The movie awakens deep feelings and makes the viewers understand why it was nominated by the Academy Awards. The best Hollywood actresses, a great storyline, and acute social conflict with a pinch of humor attract the audience. Although slavery has long been abolished, and racial segregation in America has disappeared, the main thing has not vanished: the desire of people to divide each other into groups and statuses. Anyone who has ever worked in the service system will recognize themselves in giggling in the kitchen Aibileen and Minny. Anyone who has been denied intelligence or talent, judging by their appearance, gender, or skin color, will understand what The Help is about. This film is about faith in oneself, human strength, and the ability to change the world. It is about fearlessness: deprived of rights women have managed to win, and their bold decision remains in history.

Works Cited

Adam, Mutia R. “Racism in “The Help” Movie by Tate Taylor (A Sociological Approach).” British (Jurnal Bahasa dan Sastra Inggris), vol. 7, no. 2, 2019, pp. 120-129. Web.

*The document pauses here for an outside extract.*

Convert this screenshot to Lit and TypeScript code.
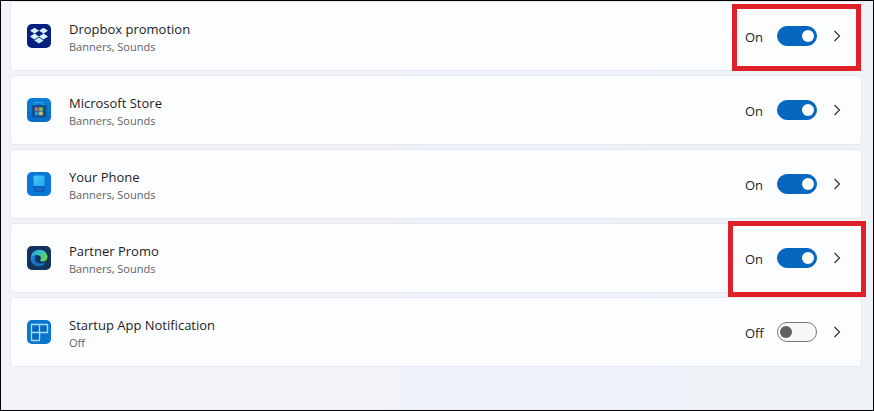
import { LitElement, html, css, svg, nothing } from "lit";
import { customElement, property, state } from "lit/decorators.js";
import { classMap } from "lit/directives/class-map.js";

interface AppEntry {
  id: string;
  name: string;
  on: boolean;
  mark?: "inner" | "outer";
}

const dropbox = svg`
  <rect width="24" height="24" rx="5" fill="#06207f"/>
  <path fill="#d9f0ff" d="M7.500 3.800 12 6.700 7.500 9.600 3 6.700zM16.500 3.800 21 6.700 16.500 9.600 12 6.700zM7.500 9.600 12 12.500 7.500 15.400 3 12.500zM16.500 9.600 21 12.500 16.500 15.400 12 12.500zM12 13.400 16.600 16.400 12 19.600 7.400 16.400z"/>`;

const store = svg`
  <defs><linearGradient id="st" x1="0" y1="0" x2="0" y2="1">
    <stop offset="0" stop-color="#0a80d8"/><stop offset="1" stop-color="#0a6cc6"/>
  </linearGradient></defs>
  <rect width="24" height="24" rx="5" fill="url(#st)"/>
  <path d="M7.500 7V5.500a1 1 0 0 1 1-1h6.500a1 1 0 0 1 1 1V7" fill="none" stroke="#2ba6ea" stroke-width="1.200"/>
  <path d="M5 7h14.500v10.500a2 2 0 0 1-2 2H7a2 2 0 0 1-2-2z" fill="#0f4f96"/>
  <path d="M7.800 9.300h3.700V13H7.800z" fill="#c9694f"/><path d="M12.100 9.300h3.700V13h-3.700z" fill="#86b84c"/>
  <path d="M7.800 13.600h3.700v3.700H7.800z" fill="#2b9ce0"/><path d="M12.100 13.600h3.700v3.700h-3.700z" fill="#dfbf52"/>`;

const phone = svg`
  <defs><linearGradient id="ph" x1="0" y1="0" x2="1" y2="1">
    <stop offset="0" stop-color="#4cc8f6"/><stop offset="1" stop-color="#22a8ef"/>
  </linearGradient></defs>
  <rect width="24" height="24" rx="5" fill="#0877d6"/>
  <rect x="6.500" y="3.500" width="11" height="10.500" rx="1" fill="url(#ph)"/>
  <path d="M6.500 14h11v4.500a1.500 1.500 0 0 1-1.500 1.500H8a1.500 1.500 0 0 1-1.500-1.500z" fill="#0a62bc"/>
  <path d="M9 17h6" stroke="#1c7ed0" stroke-width="1"/>`;

const edge = svg`
  <defs>
    <linearGradient id="e1" x1="0" y1="0" x2="1" y2=".5">
      <stop offset="0" stop-color="#279fe6"/><stop offset=".55" stop-color="#35c2c0"/><stop offset="1" stop-color="#62d850"/>
    </linearGradient>
    <linearGradient id="e2" x1="0" y1="0" x2="1" y2="1">
      <stop offset="0" stop-color="#1f8fe0"/><stop offset="1" stop-color="#1266b4"/>
    </linearGradient>
  </defs>
  <rect width="24" height="24" rx="5" fill="#10335f"/>
  <path d="M3.800 12.500C3.800 7 7.500 3.800 12.200 3.800c5 0 8.300 3.400 8.300 7.300 0 2.700-1.900 4.400-4.400 4.400-1.700 0-2.900-.6-2.900-1.300 0-.5.8-.9.800-2.100 0-1.700-1.700-3.100-4-3.100-3 0-5.200 1.500-6.200 3.500z" fill="url(#e1)"/>
  <path d="M3.800 12.500C4.400 10.300 6.600 9 9.500 9c-1.900 1-2.700 2.500-2.700 4.200 0 3.300 2.700 6.700 7 6.900-.6.200-1.200.200-1.800.200-4.500 0-8.200-3.300-8.200-7.800z" fill="url(#e2)"/>
  <path d="M9.500 9.800c-1 .9-1.400 2-1.400 3.200 0 2.800 2.500 4.600 5.600 4.600 1.900 0 3.500-.4 5.200-1.500-1.200 2.100-3.200 3.700-5.400 4-4.200-.2-6.700-3.600-6.700-6.900 0-1.400 1-2.900 2.700-3.400z" fill="#1778c8"/>`;

const startup = svg`
  <rect width="24" height="24" rx="5" fill="#0a76d0"/>
  <path d="M4.500 4.500h16v8h-8v8h-8zM12.500 4.500v8M4.500 12.500h8" fill="#0c68ba" stroke="#9fe0fd" stroke-width="1.300" stroke-linejoin="round"/>`;

const icons: Record<string, unknown> = { dropbox, store, phone, edge, startup };

@customElement("notification-row")
export class NotificationRow extends LitElement {
  @property({ attribute: false }) entry!: AppEntry;
  @state() private on = false;

  static styles = css`
    :host { display: block; }
    .card {
      box-sizing: border-box;
      min-height: 70px;
      display: flex;
      align-items: center;
      padding: 0 12px 0 16px;
      background: #fcfdfe;
      border: 1px solid #e6e9ee;
      border-radius: 4px;
    }
    .icon { width: 24px; height: 24px; flex: none; }
    .text {
      flex: 1;
      min-width: 0;
      margin-left: 18px;
      padding-top: 2px;
      display: flex;
      flex-direction: column;
    }
    .name { font-size: 13px; line-height: 20px; color: #1d1d1f; }
    .detail { font-size: 11px; line-height: 16px; color: #626366; }
    .controls { position: relative; display: flex; align-items: center; }
    .state { width: 32px; font-size: 13px; line-height: 20px; padding-top: 2px; color: #1d1d1f; }
    .switch {
      appearance: none;
      box-sizing: border-box;
      width: 40px;
      height: 20px;
      margin: 0;
      padding: 0 2px;
      border: 1px solid #77787a;
      border-radius: 10px;
      background: #f6f7f8;
      display: flex;
      align-items: center;
    }
    .switch::before {
      content: "";
      width: 12px;
      height: 12px;
      border-radius: 50%;
      background: #5f6062;
    }
    .switch:checked {
      justify-content: flex-end;
      background: #0567c0;
      border-color: #0567c0;
    }
    .switch:checked::before { background: #fff; }
    .more {
      width: 24px;
      height: 32px;
      margin-left: 8px;
      padding: 0;
      border: 0;
      background: none;
      display: grid;
      place-items: center;
    }
    .chevron { width: 12px; height: 12px; }
    .mark {
      position: absolute;
      border: 5px solid #df2028;
      pointer-events: none;
    }
    .inner { inset: -16px -12px -19px -13px; }
    .outer { inset: -21px -17px -23px -17px; }
  `;

  willUpdate(changed: Map<string, unknown>) {
    if (changed.has("entry")) this.on = this.entry.on;
  }

  render() {
    const { id, name, mark } = this.entry;
    return html`
      <div class="card">
        <svg class="icon" viewBox="0 0 24 24" aria-hidden="true">${icons[id]}</svg>
        <label class="text" for="toggle">
          <span class="name">${name}</span>
          <span class="detail">${this.on ? "Banners, Sounds" : "Off"}</span>
        </label>
        <div class="controls">
          <label class="state" for="toggle">${this.on ? "On" : "Off"}</label>
          <input
            class="switch"
            id="toggle"
            type="checkbox"
            role="switch"
            .checked=${this.on}
            @change=${(e: Event) => (this.on = (e.target as HTMLInputElement).checked)}
          />
          <button class="more" type="button" aria-label="${name} settings">
            <svg class="chevron" viewBox="0 0 12 12" aria-hidden="true">
              <path d="M3.500 1 8.500 6l-5 5" fill="none" stroke="#303133" stroke-width="1.200"/>
            </svg>
          </button>
          ${mark
            ? html`<div class=${classMap({ mark: true, inner: mark === "inner", outer: mark === "outer" })}></div>`
            : nothing}
        </div>
      </div>
    `;
  }
}

@customElement("app-root")
export class AppRoot extends LitElement {
  private entries: AppEntry[] = [
    { id: "dropbox", name: "Dropbox promotion", on: true, mark: "inner" },
    { id: "store", name: "Microsoft Store", on: true },
    { id: "phone", name: "Your Phone", on: true },
    { id: "edge", name: "Partner Promo", on: true, mark: "outer" },
    { id: "startup", name: "Startup App Notification", on: false },
  ];

  static styles = css`
    :host {
      display: block;
      font-family: "Segoe UI", "Open Sans", "Noto Sans", sans-serif;
    }
    .page {
      box-sizing: border-box;
      min-height: 100vh;
      padding: 0 11px 0 9px;
      border: 1px solid #000;
      background: linear-gradient(90deg, #f2f3f6 0%, #f1f3f6 44%, #eff1fc 48%, #eff1fc 70%, #eef3f8 78%, #eef3f8 100%);
    }
    .list {
      margin: 0;
      padding: 0;
      list-style: none;
      display: flex;
      flex-direction: column;
      gap: 4px;
    }
  `;

  render() {
    return html`
      <main class="page">
        <ul class="list">
          ${this.entries.map((entry) => html`<li><notification-row .entry=${entry}></notification-row></li>`)}
        </ul>
      </main>
    `;
  }
}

Benson-Allott, Caetlin. “On Platforms: Race, Rage, and Genre Revisionism.” Film Quarterly, vol. 73, no. 2, 2019, pp. 66-71.

Fitria, Sari, and Firyal Nabilah. “Racial Stratification of African-American Characters in Tate Taylor’s The Help.” EUFONI, vol. 3, no. 1, 2019, pp. 43-52. Web.

Szulkowska, Agata. “The Problem of Racism in Kathryn Stockett’s Novel The Help.” Crossroads. A Journal of English Studies, vol. 1, no. 16, 2017, pp. 41-53.

The Help. Directed by Tate Taylor, DreamWorks Pictures, 2011. Amazon. Web.